However, from first hearing about it, I have bristled at the idea of the Law of Attraction. Crudely put, the idea of the law is that by maintaining a certain thought coupled with certain feelings, we can influence events. My personal experience with this notion demonstrates that it doesn’t work for me. Perhaps it works for some, but it does not work for me. It has proved fallible time and time again.

I think the Law of Attraction is a self-defense mechanism for humans who find themselves with a lack of control. I am not sure it’s helpful. At its simplest, the law teaches that it is possible for us to manipulate the Universe to give us what we want. Manipulation is control.

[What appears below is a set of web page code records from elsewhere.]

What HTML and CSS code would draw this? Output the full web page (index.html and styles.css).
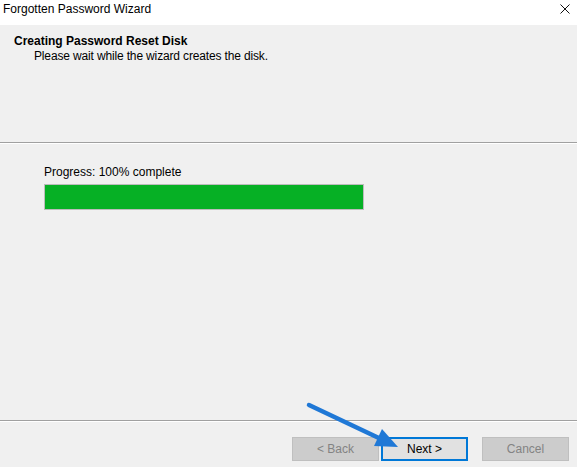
FILE: index.html
```html
<!DOCTYPE html>
<html lang="en">

<head>
  <meta charset="UTF-8">
  <meta name="viewport" content="width=device-width, initial-scale=1.0">
  <title>Forgotten Password Wizard</title>
  <link rel="stylesheet" href="styles.css">
</head>

<body>
  <div id="wizard">
    <div class="titlebar">
      <span class="title">Forgotten Password Wizard</span>
      <svg class="close" width="10" height="10" viewBox="0 0 10 10">
        <path d="M0.5 0.5 L9.5 9.5 M9.5 0.5 L0.5 9.5" stroke="#111" stroke-width="1" fill="none" />
      </svg>
    </div>

    <div class="header">
      <h1>Creating Password Reset Disk</h1>
      <p>Please wait while the wizard creates the disk.</p>
    </div>

    <div class="content">
      <p class="label">Progress: 100% complete</p>
      <div class="progress">
        <div class="bar" style="width: 100%"></div>
      </div>
    </div>

    <div class="footer">
      <button type="button" class="btn" disabled>&lt; Back</button>
      <button type="button" class="btn btn-next">Next &gt;</button>
      <button type="button" class="btn btn-cancel" disabled>Cancel</button>
    </div>

    <!-- pointer arrow drawn over the dialog -->
    <svg class="pointer" width="577" height="467" viewBox="0 0 577 467">
      <line x1="309" y1="405" x2="382" y2="439.5" stroke="#1f78d6" stroke-width="4.5" stroke-linecap="round" />
      <polygon points="398,447 374,446 382,429" fill="#1f78d6" />
    </svg>
  </div>
</body>

</html>
```

FILE: styles.css
```css
* {
  box-sizing: border-box;
}

body {
  margin: 0;
  background-color: #f0f0f0;
  font-family: "Liberation Sans", Arial, sans-serif;
  font-size: 12px;
  color: #000;
}

#wizard {
  position: relative;
  width: 577px;
  height: 467px;
  display: flex;
  flex-direction: column;
  background-color: #f0f0f0;
}

/* title bar */
.titlebar {
  height: 25px;
  background-color: #fff;
  display: flex;
  justify-content: space-between;
  align-items: flex-start;
  padding: 2px 7px 0 3px;
}

.titlebar .title {
  line-height: 15px;
}

.titlebar .close {
  margin-top: 2px;
}

/* header */
.header {
  height: 118px;
  padding: 9px 0 0 14px;
  border-bottom: 1px solid #a0a0a0;
}

.header h1 {
  margin: 0;
  font-size: 12px;
  font-weight: bold;
  line-height: 15px;
}

.header p {
  margin: 0;
  padding-left: 20px;
  line-height: 15px;
  letter-spacing: -0.15px;
}

/* progress */
.content {
  flex: 1;
  border-top: 1px solid #fff;
  padding: 21px 0 0 44px;
}

.content .label {
  margin: 0 0 4px 0;
  line-height: 15px;
}

.progress {
  width: 320px;
  height: 26px;
  border: 1px solid #bcbcbc;
  background-color: #e6e6e6;
}

.progress .bar {
  height: 100%;
  background-color: #06b025;
}

/* buttons */
.footer {
  height: 47px;
  border-top: 1px solid #a0a0a0;
  box-shadow: inset 0 1px 0 #fff;
  display: flex;
  justify-content: flex-end;
  align-items: flex-start;
  padding: 16px 8px 0 0;
}

.btn {
  width: 87px;
  height: 24px;
  font-family: "Liberation Sans", Arial, sans-serif;
  font-size: 12px;
  border: 1px solid #adadad;
  background-color: #e1e1e1;
  color: #000;
  padding: 0;
}

.btn:disabled {
  background-color: #cccccc;
  border-color: #bfbfbf;
  color: #838383;
}

.btn-next {
  margin-left: 2px;
  border: 1px solid #0078d7;
  box-shadow: inset 0 0 0 1px #0078d7;
}

.btn-cancel {
  margin-left: 14px;
}

.pointer {
  position: absolute;
  left: 0;
  top: 0;
  pointer-events: none;
}
```
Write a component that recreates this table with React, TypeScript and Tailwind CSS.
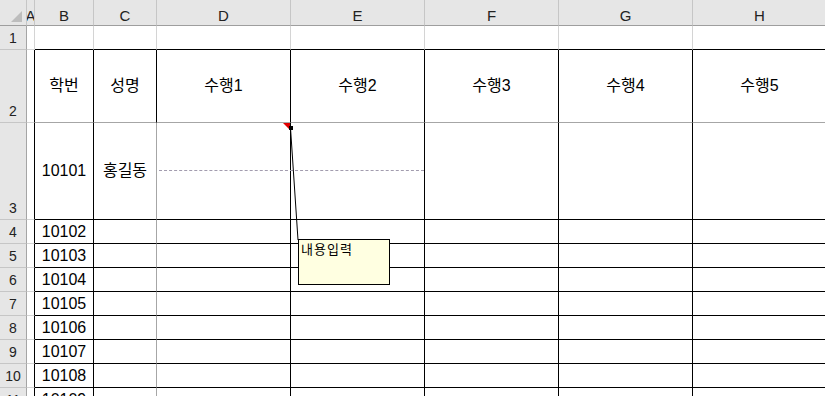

What I have learned in life is I lack control for much of what happens. I have also learned not to fear this lack. Instead, I go with the flow.

I have spent a lot of time in meditation, and I asked for clarity today. I also asked for guidance with the meditative process. I start meditation with something like a time of prayer when I ask for circumstances to be favorable for literally everything on the planet and for individuals who are close to me.

I did receive guidance today, and the prayer portion of my meditation was very quick. I thought only words when I had used sentences before. I got to a regular place of deep meditation as happens, and instead of what I normally experience, I was shown scenes of some events I desire.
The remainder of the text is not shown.